Венера, конечно, тоже отчасти аллегорическая фигура, но в гораздо меньшей степени, чем олицетворение таких абстракций, как истина или справедливость. Венера — это еще и богиня, персонаж нарративов, мифологии и сверх того — носитель чувственности. И это существенно, потому что при переходе от Венеры, созданной десятилетием раньше, к аллегории истины художник переходит от чувственного к умозрительному. Диди-Юберман так характеризует этот переход: «…несмотря на очень выраженное сходство поз, мы видим, как обнаженная вытягивается по вертикали вверх, утрачивает все следы воплощенности и приобретает однообразно желтоватый оттенок, чувственный каскад ее волос усыхает, но главное — ослабляются знаки, как говорится, „вторичных половых признаков“ — округлость, „сладость“ грудей, бедер, плеч и рук. Кеннет Кларк пишет, что „проповеди и мученичество Саванаролы убедили [Боттичелли] в том, что чувственные удовольствия, даже очищенные от всякой вульгарности, тщетны и презренны“»[295]. Сама идея красоты, идеала понимается как результат превращения чувственного в рациональное, которое затем переходит в суждение, истину и правосудие. Но самое занятное, что такой переход в высшую степень абстракции изображается Боттичелли практически как вторичный переход в скульптурность. Аллегория истины в «Клевете Апеллеса» подчеркнуто скульптурна, вернее показана как некая промежуточная фигура между статуями в нишах на заднем плане и «живыми» персонажами картины. «Однообразно желтоватый оттенок» ее кожи, отмеченный Диди-Юберманом, — это указание на мерцающую связь со скульптурой. Картина Боттичелли, на мой взгляд, оказывается аллегорией не только истины, но и перехода телесного в умозрительное, перехода, который разворачивается, с одной стороны, между живописью и скульптурой, а с другой стороны, между живым и мертвым. При этом мертвое тут телесно — это скульптура, а живое бестелесно — это живопись.

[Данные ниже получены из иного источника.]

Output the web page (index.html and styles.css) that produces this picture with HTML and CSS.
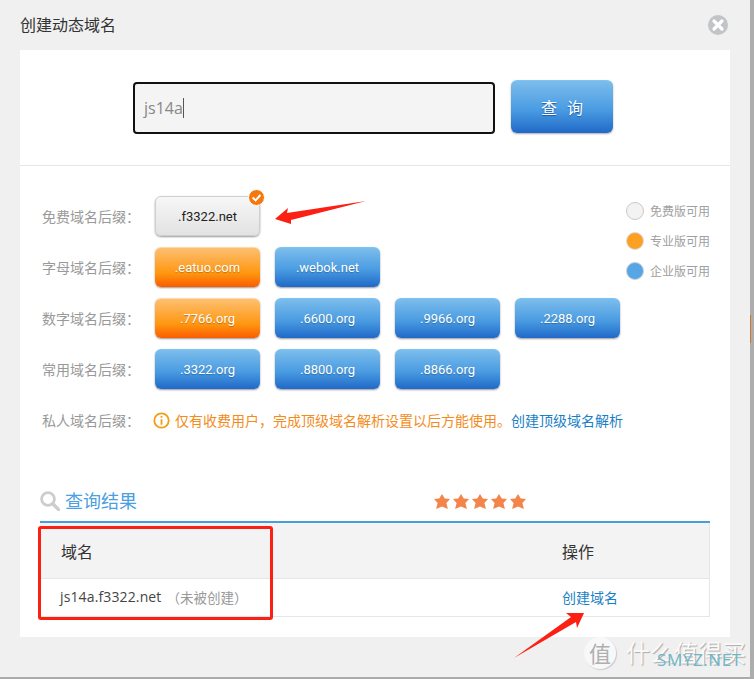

Вернусь к Варбургу, который, как я уже говорил, отмечал, с одной стороны, эту скульптурность, переход к идеальности, к понятию, а с другой стороны, противоречивую комбинацию неподвижности с абсолютной динамикой. Он назвал эту странную комбинацию подвижности и неподвижности Pathosformel, формулой пафоса. Интерес изображений заключается в том, что они часто стремятся к идеальной аллегоризации, к смыслу. Линия всегда тяготеет к тому, чтобы стать идеей, но никогда этого до конца не достигает. Конфликт между динамикой (ветром, движением) и неподвижностью, переходящей в понятие, выходит, конечно, далеко за рамки творчества Боттичелли. Наследие Варбурга сегодня как раз актуально потому, что оно касается этой «диалектики» (не люблю это слово) изображений.

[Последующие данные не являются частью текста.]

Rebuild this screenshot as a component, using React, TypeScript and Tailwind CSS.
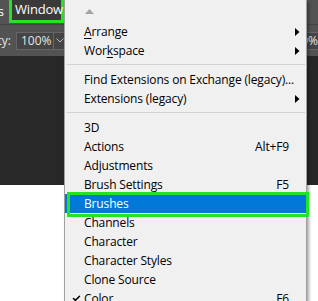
import { Check } from "lucide-react";

type MenuRow =
  | { kind: "item"; label: string; mnemonic?: number; shortcut?: string; submenu?: boolean; checked?: boolean; active?: boolean }
  | { kind: "sep" };

const rows: MenuRow[] = [
  { kind: "item", label: "Arrange", mnemonic: 0, submenu: true },
  { kind: "item", label: "Workspace", mnemonic: 3, submenu: true },
  { kind: "sep" },
  { kind: "item", label: "Find Extensions on Exchange (legacy)..." },
  { kind: "item", label: "Extensions (legacy)", submenu: true },
  { kind: "sep" },
  { kind: "item", label: "3D" },
  { kind: "item", label: "Actions", shortcut: "Alt+F9" },
  { kind: "item", label: "Adjustments" },
  { kind: "item", label: "Brush Settings", shortcut: "F5" },
  { kind: "item", label: "Brushes", active: true },
  { kind: "item", label: "Channels" },
  { kind: "item", label: "Character" },
  { kind: "item", label: "Character Styles" },
  { kind: "item", label: "Clone Source" },
  { kind: "item", label: "Color", shortcut: "F6", checked: true },
];

function Label({ text, mnemonic }: { text: string; mnemonic?: number }) {
  if (mnemonic === undefined) return <>{text}</>;
  return (
    <>
      {text.slice(0, mnemonic)}
      <span className="underline underline-offset-2">{text[mnemonic]}</span>
      {text.slice(mnemonic + 1)}
    </>
  );
}

function WindowMenu() {
  return (
    <div className="absolute left-[64px] top-0 w-[243px] border-x border-[#a0a0a0] bg-[#f0f0f0] pb-4 text-[12px] tracking-[-0.15px] text-black shadow-[2px_2px_3px_rgba(0,0,0,0.35)]">
      <div className="flex h-[22px] items-start pl-[20px] pt-[9px]">
        <svg width="9" height="5" viewBox="0 0 9 5">
          <path d="M4.5 0 9 5H0z" fill="#a3a3a3" />
        </svg>
      </div>
      {rows.map((row, i) =>
        row.kind === "sep" ? (
          <div className="h-[10px] pt-[4px]" key={i}>
            <div className="ml-[2px] mr-px h-px bg-[#d2d2d2]" />
          </div>
        ) : (
          <div
            className={`flex h-[19px] items-center ${row.active ? "bg-[#0078d7] text-white" : ""}`}
            key={i}
          >
            <span className="flex w-[19px] shrink-0 pl-[7px]">
              {row.checked ? <Check className="h-[9px] w-[9px]" strokeWidth={4} /> : null}
            </span>
            <span className="flex-1 whitespace-nowrap">
              <Label text={row.label} mnemonic={row.mnemonic} />
            </span>
            {row.shortcut ? <span className="whitespace-nowrap">{row.shortcut}</span> : null}
            <span className="flex w-[17px] shrink-0 pl-[6px]">
              {row.submenu ? (
                <svg width="5" height="8" viewBox="0 0 5 8">
                  <path d="M0 0 4.5 4 0 8z" fill="#000" />
                </svg>
              ) : null}
            </span>
          </div>
        ),
      )}
    </div>
  );
}

export default function App() {
  return (
    <div className="relative flex h-[301px] w-[318px] flex-col overflow-hidden bg-white font-['Open_Sans',sans-serif]">
      <div className="flex h-[24px] shrink-0 items-start bg-[#535353] text-[13px] text-white">
        <div className="flex h-[23px] w-[4px] items-center justify-end overflow-hidden">
          <span className="whitespace-nowrap">Plugins</span>
        </div>
        <div className="ml-[5px] flex h-[23px] w-[55px] items-center border-[3px] border-t-0 border-[#22e422] bg-[#3a3a3a] pl-[3px] tracking-[-0.2px]">
          Window
        </div>
      </div>
      <div className="flex h-[32px] shrink-0 items-center border-t border-[#434343] bg-[#535353] text-[12px] text-[#e6e6e6]">
        <div className="flex w-[11px] justify-end overflow-hidden">
          <span className="whitespace-nowrap">Opacity:</span>
        </div>
        <div className="ml-[5px] flex h-[18px] items-center border border-[#666666] bg-[#454545]">
          <span className="w-[36px] pl-[4px]">100%</span>
          <span className="flex h-full w-[12px] items-center justify-center border-l border-[#666666]">
            <svg width="8" height="5" viewBox="0 0 8 5">
              <path d="M0.5 0.5 4 4 7.5 0.5" fill="none" stroke="#bdbdbd" />
            </svg>
          </span>
        </div>
        <div className="-mr-[6px] ml-auto flex h-[18px] w-[40px] items-center justify-end border border-[#666666] bg-[#454545] pr-[5px]">
          100%
        </div>
      </div>
      <div className="h-[129px] shrink-0 bg-[#282828]" />
      <div className="flex-1 bg-white" />
      <WindowMenu />
      <div className="absolute left-[67px] top-[192px] h-[25px] w-[242px] border-[3px] border-[#22e422]" />
    </div>
  );
}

Эрвин Панофский — создатель иконологии — считал, что смысл изображений всегда можно понять, связав их с тем или иным словесным текстом. Смысл можно прояснить с помощью цитат. Варбург тоже искал словесные источники изображения. Он показал, например, что «Рождение Венеры» буквально, дословно иллюстрирует некоторые строки из «Стансов» Полициано. Но в отличие от Панофского у него цитата не только проясняет, но и усложняет смысл. Она усложняет содержание и разрушает его одномерность. Изображение никогда не может быть сведено к однозначному смыслу. В этом контексте формула пафоса у Боттичелли очень важна. Усложнитель создает двойственность, отраженную в формуле пафоса.
Казимир Твардовский, логик конца ХIХ века, ученик влиятельного австрийского философа Франца Брентано, говорил о том, что понятие — это только то, что нельзя вообразить. Когда мы можем вообразить — нам понятие не нужно. Понятие — это всегда невообразимое. Французский философ Гастон Башляр говорил о том, что мысль — это то, что освободилось от изображения. Мы всегда стремимся прийти к однозначности мысли, вся история искусства с ее планоцентризмом, с ее попыткой объемную сложность мира свести к плоскости, представить в неподвижном виде отражает общую установку западного сознания на преображение мира в нечто постигаемое. Слово в этой перспективе, как у Панофского, всегда оказывается финальным пунктом, к которому движется изображение. Ведь если мы начинаем превращать тела в плоские фигуры проективной геометрии, а потом в идею и концепт, мы в конце концов упремся в слово.
В этой связи трудно обойти стороной разговор о слове, потому что слово — не менее загадочная и непонятная вещь, чем изображение. Оно тоже укладывается нами в логические структуры, ибо мы обыкновенно стремимся придать слову внятность, однозначность, артикулированность. Этот поиск ясности очень присущ англосаксонской традиции и гораздо меньше — немецкой и российской. Но в какой-то момент оказывается, что вот эта установка на превращение мира в плоскость, линию, идею становится все менее и менее адекватной нашему восприятию мира. По разным причинам мир сегодня являет себя как гораздо более богатое и сложное образование, чем то, что мы можем представить с помощью картинок и слов. Слова традиционно выстраиваются в какие-то пропозиционные модели, где высказываются суждения. Суждения — это искомая логическая форма высказывания, непростительно редуцирующая мир.